Terkait pengumuman capres, menurutnya, PDIP telah memiliki pengalaman pemilu berulang kali sesuai dengan tahapan yang ditetapkan KPU RI.

"Tahapan pemilu masih Oktober tahun depan, pencapresan kita terus berdialektika," ujarnya.

Demikian pula saat mengumumkan cawapres pendamping Jokowi pada Pemilu 2019, menurut Hasto, tidak bisa lepas dari dinamika politik yang berkembang saat itu.
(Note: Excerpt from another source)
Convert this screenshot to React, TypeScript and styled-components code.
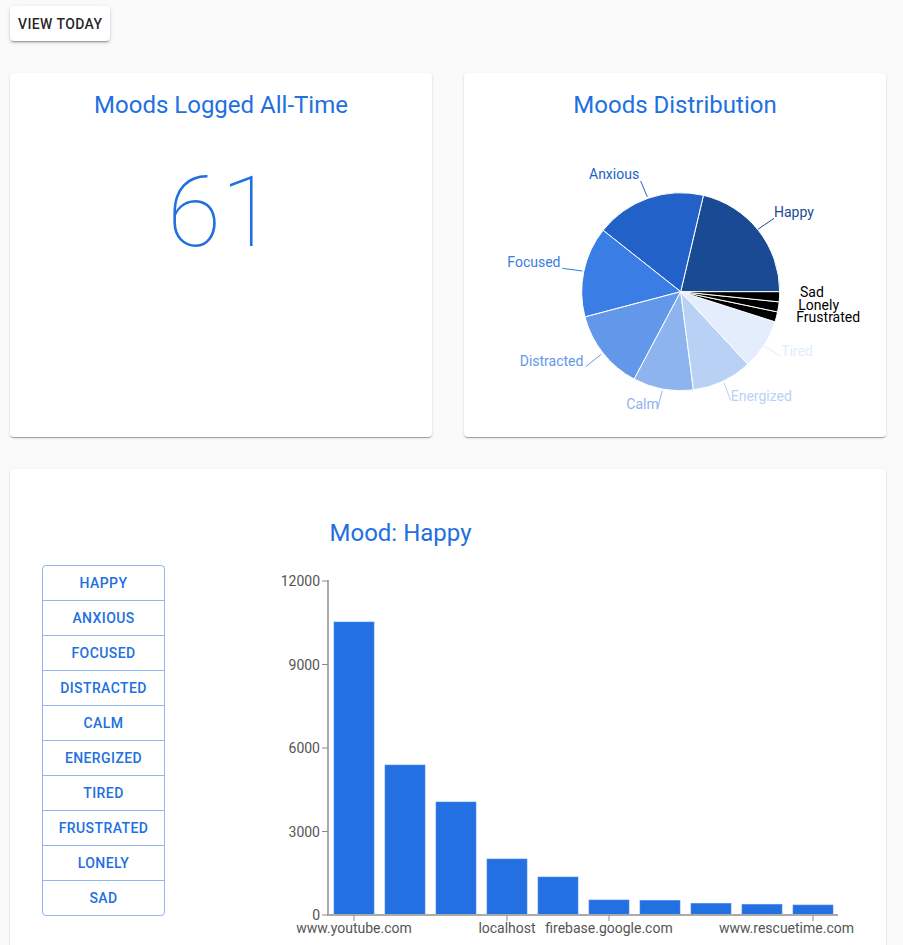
import React from "react";
import styled, { createGlobalStyle } from "styled-components";

const BLUE = "#2270e0";

const GlobalStyle = createGlobalStyle`
  html, body { margin: 0; padding: 0; background: #fafafa; }
  body { font-family: Roboto, "Liberation Sans", sans-serif; }
  * { box-sizing: border-box; }
`;

const Page = styled.div`
  padding: 6px 17px 0 10px;
`;

const TopButton = styled.button`
  height: 35px;
  padding: 0 8px;
  border: none;
  border-radius: 4px;
  background: #fff;
  color: rgba(0, 0, 0, 0.87);
  font-family: Roboto, sans-serif;
  font-weight: 500;
  font-size: 14px;
  letter-spacing: 0.4px;
  text-transform: uppercase;
  box-shadow: 0px 3px 1px -2px rgba(0, 0, 0, 0.2), 0px 2px 2px 0px rgba(0, 0, 0, 0.14),
    0px 1px 5px 0px rgba(0, 0, 0, 0.12);
  cursor: pointer;
`;

const Grid = styled.div`
  display: grid;
  grid-template-columns: 422px 422px;
  column-gap: 32px;
  row-gap: 32px;
  margin-top: 32px;
`;

const Card = styled.div<{ $full?: boolean }>`
  background: #fff;
  border-radius: 4px;
  box-shadow: 0px 2px 1px -1px rgba(0, 0, 0, 0.2), 0px 1px 1px 0px rgba(0, 0, 0, 0.14),
    0px 1px 3px 0px rgba(0, 0, 0, 0.12);
  ${(p) => (p.$full ? "grid-column: 1 / -1;" : "")}
`;

const StatCard = styled(Card)`
  height: 364px;
  padding-top: 16px;
  display: flex;
  flex-direction: column;
  align-items: center;
`;

const CardTitle = styled.h2`
  margin: 0;
  font-weight: 400;
  font-size: 24px;
  line-height: 32px;
  color: ${BLUE};
  text-align: center;
`;

const BigNumber = styled.div`
  margin-top: 43px;
  font-size: 98px;
  line-height: 98px;
  font-weight: 100;
  color: ${BLUE};
`;

const PieSvg = styled.svg`
  display: block;
  flex-shrink: 0;
  font-family: Roboto, sans-serif;
`;

const BottomCard = styled(Card)`
  padding: 48px 32px 40px;
`;

const ChartTitle = styled(CardTitle)`
  width: 717px;
`;

const ChartRow = styled.div`
  display: flex;
  align-items: flex-start;
  margin-top: 16px;
`;

const ButtonGroup = styled.div`
  width: 123px;
  flex-shrink: 0;
  display: flex;
  flex-direction: column;
  border: 1px solid rgba(34, 112, 224, 0.5);
  border-radius: 4px;
`;

const MoodButton = styled.button`
  height: 35px;
  border: none;
  border-bottom: 1px solid rgba(34, 112, 224, 0.5);
  background: transparent;
  color: ${BLUE};
  font-family: Roboto, sans-serif;
  font-weight: 500;
  font-size: 14px;
  letter-spacing: 0.4px;
  text-transform: uppercase;
  cursor: pointer;
  &:last-child {
    border-bottom: none;
    height: 34px;
  }
`;

const BarSvg = styled.svg`
  display: block;
  flex-shrink: 0;
  margin-left: 105px;
  font-family: Roboto, sans-serif;
`;

type Slice = { name: string; count: number; color: string };

const slices: Slice[] = [
  { name: "Happy", count: 13, color: "#1b4a94" },
  { name: "Anxious", count: 11, color: "#2262c8" },
  { name: "Focused", count: 9, color: "#3a7de4" },
  { name: "Distracted", count: 8, color: "#6297ea" },
  { name: "Calm", count: 6, color: "#8db4ef" },
  { name: "Energized", count: 6, color: "#b9d1f5" },
  { name: "Tired", count: 5, color: "#e3edfc" },
  { name: "Frustrated", count: 1, color: "#000" },
  { name: "Lonely", count: 1, color: "#000" },
  { name: "Sad", count: 1, color: "#000" },
];

// offsets of pie svg within page: (464, 121)
const OX = 464;
const OY = 121;
const CX = 680.7 - OX;
const CY = 291.7 - OY;
const R = 99;

type Label = {
  text: string;
  x: number;
  y: number;
  color: string;
  line?: [number, number, number, number];
};

const pieLabels: Label[] = [
  { text: "Anxious", x: 589, y: 179, color: "#2262c8", line: [647.3, 196.7, 640.7, 181] },
  { text: "Happy", x: 774, y: 217.3, color: "#1b4a94", line: [758, 229.3, 774, 218.3] },
  { text: "Focused", x: 507.3, y: 266.7, color: "#3a7de4", line: [562.3, 268.3, 582.3, 271] },
  { text: "Distracted", x: 519.7, y: 365.7, color: "#6297ea", line: [585.7, 366.7, 601.3, 354.3] },
  { text: "Calm", x: 626.3, y: 409.3, color: "#8db4ef", line: [657.3, 409.3, 662.3, 390.7] },
  { text: "Energized", x: 730.7, y: 401, color: "#b9d1f5", line: [730.7, 400.7, 724, 382.7] },
  { text: "Tired", x: 781.3, y: 355.7, color: "#e3edfc", line: [780.7, 356, 764, 346] },
  { text: "Sad", x: 800, y: 297.3, color: "#000" },
  { text: "Lonely", x: 798.3, y: 310, color: "#000" },
  { text: "Frustrated", x: 796.3, y: 322.3, color: "#000" },
];

function pt(a: number): [number, number] {
  const rad = (a * Math.PI) / 180;
  return [CX + R * Math.cos(rad), CY - R * Math.sin(rad)];
}

function PieChart() {
  const total = slices.reduce((s, x) => s + x.count, 0);
  let cum = 0;
  const paths = slices.map((s) => {
    const a0 = cum;
    const deg = (s.count / total) * 360;
    cum += deg;
    const a1 = cum;
    const [x0, y0] = pt(a0);
    const [x1, y1] = pt(a1);
    const large = deg > 180 ? 1 : 0;
    const d = `M ${CX} ${CY} L ${x0} ${y0} A ${R} ${R} 0 ${large} 0 ${x1} ${y1} Z`;
    return <path key={s.name} d={d} fill={s.color} stroke="#fff" strokeWidth={1} />;
  });
  return (
    <PieSvg width={422} height={316} viewBox="0 0 422 316">
      {paths}
      {pieLabels.map((l) => (
        <g key={l.text}>
          {l.line && (
            <line
              x1={l.line[0] - OX}
              y1={l.line[1] - OY}
              x2={l.line[2] - OX}
              y2={l.line[3] - OY}
              stroke={l.color}
              strokeWidth={1}
            />
          )}
          <text x={l.x - OX} y={l.y - OY} fill={l.color} fontSize={14}>
            {l.text}
          </text>
        </g>
      ))}
    </PieSvg>
  );
}

const moods = [
  "Happy",
  "Anxious",
  "Focused",
  "Distracted",
  "Calm",
  "Energized",
  "Tired",
  "Frustrated",
  "Lonely",
  "Sad",
];

const values = [10527, 5389, 4060, 2012, 1365, 539, 528, 420, 384, 359];

const AXIS_X = 58;
const BASE_Y = 350;
const TOP_Y = 16;
const MAXV = 12000;

function BarChart() {
  const h = (v: number) => ((BASE_Y - TOP_Y) * v) / MAXV;
  const ticks = [0, 3000, 6000, 9000, 12000];
  const xLabels: { i: number; text: string; anchor: "middle" | "end"; x?: number }[] = [
    { i: 0, text: "www.youtube.com", anchor: "middle" },
    { i: 3, text: "localhost", anchor: "middle" },
    { i: 5, text: "firebase.google.com", anchor: "middle" },
    { i: 9, text: "www.rescuetime.com", anchor: "end", x: 584 },
  ];
  return (
    <BarSvg width={600} height={385} viewBox="0 0 600 385">
      {values.map((v, i) => {
        const x = 64 + i * 51;
        const bh = h(v);
        return (
          <rect
            key={i}
            x={x}
            y={BASE_Y - bh}
            width={40}
            height={bh}
            fill="#2370e2"
            stroke="#4a8cee"
            strokeWidth={0.6}
          />
        );
      })}
      <line x1={AXIS_X} y1={TOP_Y - 1} x2={AXIS_X} y2={BASE_Y + 1} stroke="#aaa" strokeWidth={2} />
      <line x1={AXIS_X - 1} y1={BASE_Y} x2={568} y2={BASE_Y} stroke="#aaa" strokeWidth={2} />
      {ticks.map((t) => {
        const y = BASE_Y - h(t);
        return (
          <g key={t}>
            <line x1={AXIS_X - 6} y1={y} x2={AXIS_X} y2={y} stroke="#888" strokeWidth={1} />
            <text x={AXIS_X - 8} y={y + 5} textAnchor="end" fontSize={14} fill="#555">
              {t}
            </text>
          </g>
        );
      })}
      {xLabels.map((l) => {
        const cx = 64 + l.i * 51 + 20;
        return (
          <g key={l.text}>
            <line x1={cx} y1={BASE_Y} x2={cx} y2={BASE_Y + 6} stroke="#888" strokeWidth={1} />
            <text
              x={l.x ?? cx}
              y={368}
              textAnchor={l.anchor}
              fontSize={14}
              fill="#555"
            >
              {l.text}
            </text>
          </g>
        );
      })}
    </BarSvg>
  );
}

export default function App() {
  return (
    <>
      <GlobalStyle />
      <Page>
        <TopButton>View Today</TopButton>
        <Grid>
          <StatCard>
            <CardTitle>Moods Logged All-Time</CardTitle>
            <BigNumber>61</BigNumber>
          </StatCard>
          <StatCard>
            <CardTitle>Moods Distribution</CardTitle>
            <PieChart />
          </StatCard>
          <BottomCard $full>
            <ChartTitle>Mood: Happy</ChartTitle>
            <ChartRow>
              <ButtonGroup>
                {moods.map((m) => (
                  <MoodButton key={m}>{m}</MoodButton>
                ))}
              </ButtonGroup>
              <BarChart />
            </ChartRow>
          </BottomCard>
        </Grid>
      </Page>
    </>
  );
}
Baca juga: Hasto Kristiyanto jelaskan sikap PDIP terkait politik dinasti

"Kiai Ma'ruf itu diputuskan (capres) Minggu jam empat sore, pendaftarannya (di KPU) hari Senin. Itu Kiai Ma'ruf karena dinamika politik, itu riil politik, di dalam praktik itu seperti itu," kata dia.

PDIP, kata Hasto, saat ini tengah menyiapkan sosok Capres 2024 yang berani mengambil keputusan, mampu membawa Indonesia memimpin bangsa-bangsa di dunia, dan memiliki rekam jejak kuat.

"Pemimpin yang berani mengambil keputusan meskipun pahit, pemimpin yang mampu membawa bahtera Indonesia menjadi pemimpin di antara bangsa-bangsa di dunia dan tentu saja pemimpin ideologis, pemimpin memiliki kemampuan teknokratis, memiliki rekam jejak sejarah panjang, dan kuat," kata dia.

Baca juga: PDIP tak campuri kedaulatan partai lain usung Anies di Pemilu 2024

Tidak hanya itu, kata Hasto, capres yang diusung harus sosok pemimpin yang mendapat dukungan kekuatan kolektif parpol dan gabungan parpol.

Dukungan kekuatan kolektif parpol, menurut dia, penting untuk menghindarkan pemerintahan ke depan dari terpaan "tsunami" politik seperti awal kepemimpinan Jokowi-Jusuf Kalla pada 2014.

Kala itu, menurut dia, memerlukan waktu 1,5 tahun hanya untuk mengonsolidasikan kekuasaan lantaran parlemen dikuasai parpol nonpendukung pemerintah.

Karena itu, ia berharap pemerintahan ke depan selain memiliki legitimasi secara elektoral juga mendapat legitimasi dari dukungan di parlemen.

"Itu yang kami persiapkan, merancang satu gabungan partai politik agar pemerintahannya efektif. Selain itu, mayoritas dukungan presiden dari rakyat 50 persen plus 1 tercermin di parlemen," katanya.